As physical climate risks become a more prominent consideration in real estate investment, ensuring clarity around how these risks are assessed remains a critical challenge. INREV’s latest paper in its Physical climate risk series builds on earlier work to improve transparency and comparability across the market.
Developed in collaboration with the INREV Sustainability Committee, this second paper focuses on mapping how data flows between key stakeholders and identifying the information needed to support more consistent approaches to physical climate risk assessment.
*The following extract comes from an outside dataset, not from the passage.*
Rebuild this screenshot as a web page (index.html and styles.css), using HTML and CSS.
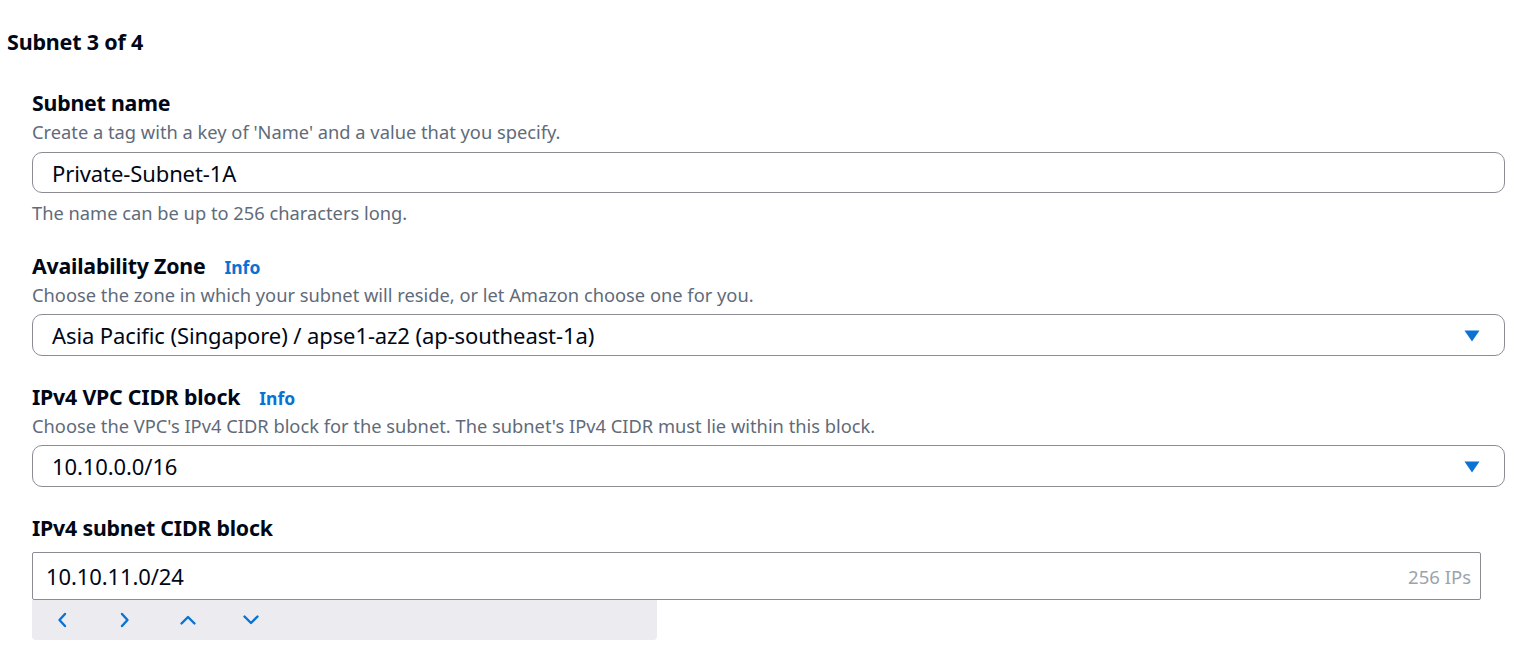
FILE: index.html
```html
<!DOCTYPE html>
<html lang="en">
<head>
<meta charset="utf-8">
<title>Subnet 3 of 4</title>
<link rel="stylesheet" href="styles.css">
</head>
<body>
<div class="page">
  <h2 class="section-title">Subnet 3 of 4</h2>
  <div class="fields">
    <div class="field field-name">
      <div class="label-row"><span class="label">Subnet name</span></div>
      <div class="desc">Create a tag with a key of 'Name' and a value that you specify.</div>
      <div class="control rounded"><span class="value">Private-Subnet-1A</span></div>
      <div class="hint">The name can be up to 256 characters long.</div>
    </div>
    <div class="field field-az">
      <div class="label-row"><span class="label">Availability Zone</span><a class="info">Info</a></div>
      <div class="desc">Choose the zone in which your subnet will reside, or let Amazon choose one for you.</div>
      <div class="control rounded select"><span class="value">Asia Pacific (Singapore) / apse1-az2 (ap-southeast-1a)</span>
        <svg class="caret" width="16" height="12" viewBox="0 0 16 12"><path d="M0.5 0.5 H15.5 L8 11.5 Z" fill="#0972d3"/></svg>
      </div>
    </div>
    <div class="field field-vpc">
      <div class="label-row"><span class="label">IPv4 VPC CIDR block</span><a class="info">Info</a></div>
      <div class="desc">Choose the VPC's IPv4 CIDR block for the subnet. The subnet's IPv4 CIDR must lie within this block.</div>
      <div class="control rounded select"><span class="value">10.10.0.0/16</span>
        <svg class="caret" width="16" height="12" viewBox="0 0 16 12"><path d="M0.5 0.5 H15.5 L8 11.5 Z" fill="#0972d3"/></svg>
      </div>
    </div>
    <div class="field field-cidr">
      <div class="label-row"><span class="label">IPv4 subnet CIDR block</span></div>
      <div class="control square"><span class="value">10.10.11.0/24</span><span class="count">256 IPs</span></div>
      <div class="stepper">
        <button class="step" aria-label="left"><svg width="12" height="16" viewBox="0 0 12 16"><path d="M9 2 L3.5 8 L9 14" fill="none" stroke="#0972d3" stroke-width="2.4" stroke-linecap="round" stroke-linejoin="round"/></svg></button>
        <button class="step" aria-label="right"><svg width="12" height="16" viewBox="0 0 12 16"><path d="M3 2 L8.5 8 L3 14" fill="none" stroke="#0972d3" stroke-width="2.4" stroke-linecap="round" stroke-linejoin="round"/></svg></button>
        <button class="step" aria-label="up"><svg width="18" height="12" viewBox="0 0 18 12"><path d="M2.5 9.5 L9 3 L15.5 9.5" fill="none" stroke="#0972d3" stroke-width="2.4" stroke-linecap="round" stroke-linejoin="round"/></svg></button>
        <button class="step" aria-label="down"><svg width="18" height="12" viewBox="0 0 18 12"><path d="M2.5 2.5 L9 9 L15.5 2.5" fill="none" stroke="#0972d3" stroke-width="2.4" stroke-linecap="round" stroke-linejoin="round"/></svg></button>
      </div>
    </div>
  </div>
</div>
</body>
</html>
```
FILE: styles.css
```css
* { box-sizing: border-box; }
html, body { margin: 0; padding: 0; background: #ffffff; }
body {
  font-family: "Noto Sans", "Open Sans", Arial, sans-serif;
  color: #000716;
}
.page {
  width: 1523px;
  height: 671px;
  overflow: hidden;
  padding: 29px 18px 0 7px;
}
.section-title {
  margin: 0;
  font-size: 21.5px;
  line-height: 26px;
  font-weight: 700;
  letter-spacing: -0.2px;
}
.fields {
  padding: 0 0 0 25px;
  margin-top: 34px;
  display: flex;
  flex-direction: column;
}
.field { display: flex; flex-direction: column; }
.label-row {
  display: flex;
  align-items: baseline;
  gap: 19px;
  height: 28px;
}
.label {
  font-size: 21.3px;
  font-weight: 700;
  line-height: 28px;
  letter-spacing: -0.2px;
}
.info {
  font-size: 17.5px;
  font-weight: 700;
  color: #0972d3;
}
.desc {
  font-size: 18.3px;
  line-height: 24px;
  color: #5f6b7a;
  margin-top: 3px;
}
.hint {
  font-size: 18.3px;
  line-height: 24px;
  color: #5f6b7a;
  margin-top: 8px;
}
.control {
  display: flex;
  align-items: center;
  border: 1.5px solid #8c8c94;
  background: #fff;
  margin-top: 7px;
}
.rounded {
  height: 42px;
  border-radius: 10px;
  padding: 0 24px 0 19px;
  width: 1473px;
}
.field-name .rounded { margin-top: 8px; height: 41px; }
.value {
  font-size: 22px;
  color: #000716;
  letter-spacing: -0.1px;
}
.select { justify-content: space-between; }
.caret { display: block; margin-top: 1px; }
.field-az { margin-top: 27px; }
.field-vpc { margin-top: 27px; }
.field-cidr { margin-top: 27px; }
.square {
  height: 48px;
  width: 1449px;
  border-radius: 2px;
  padding: 0 9px 0 13px;
  justify-content: space-between;
  margin-top: 10px;
}
.count {
  font-size: 18.5px;
  color: #9ba3ad;
}
.stepper {
  width: 625px;
  height: 40px;
  background: #ebebf0;
  border-radius: 0 0 4px 4px;
  display: flex;
  align-items: center;
  padding-left: 9px;
  gap: 21px;
}
.step {
  border: 0;
  background: none;
  width: 42px;
  height: 30px;
  padding: 0;
  display: flex;
  align-items: center;
  justify-content: center;
}
.step svg { display: block; }
```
The aim is to create a clearer picture of how data inputs, methodologies and outputs interact across the investment lifecycle.
The paper highlights:
- Greater transparency around data inputs, methodologies and outputs can improve comparability across investors, managers, lenders and service providers
- Physical climate risk assessments are increasingly used beyond regulatory reporting to support investment decisions, asset management and investor reporting
- Investor expectations vary, from high-level validation to detailed asset-level analysis and quantitative risk metrics
- Outcomes vary significantly depending on assumptions such as climate scenarios, time horizons and hazard definitions
- Data flows between multiple stakeholders, underlining the need for clearer structure and alignment
- Good practice data requirements are outlined to support more consistent and comparable assessments
By bringing these elements together, the paper contributes to a more structured understanding of how physical climate risk data is generated, shared and used. It represents a further step towards improving alignment across the industry and enabling more effective integration of climate risk into real estate investment processes.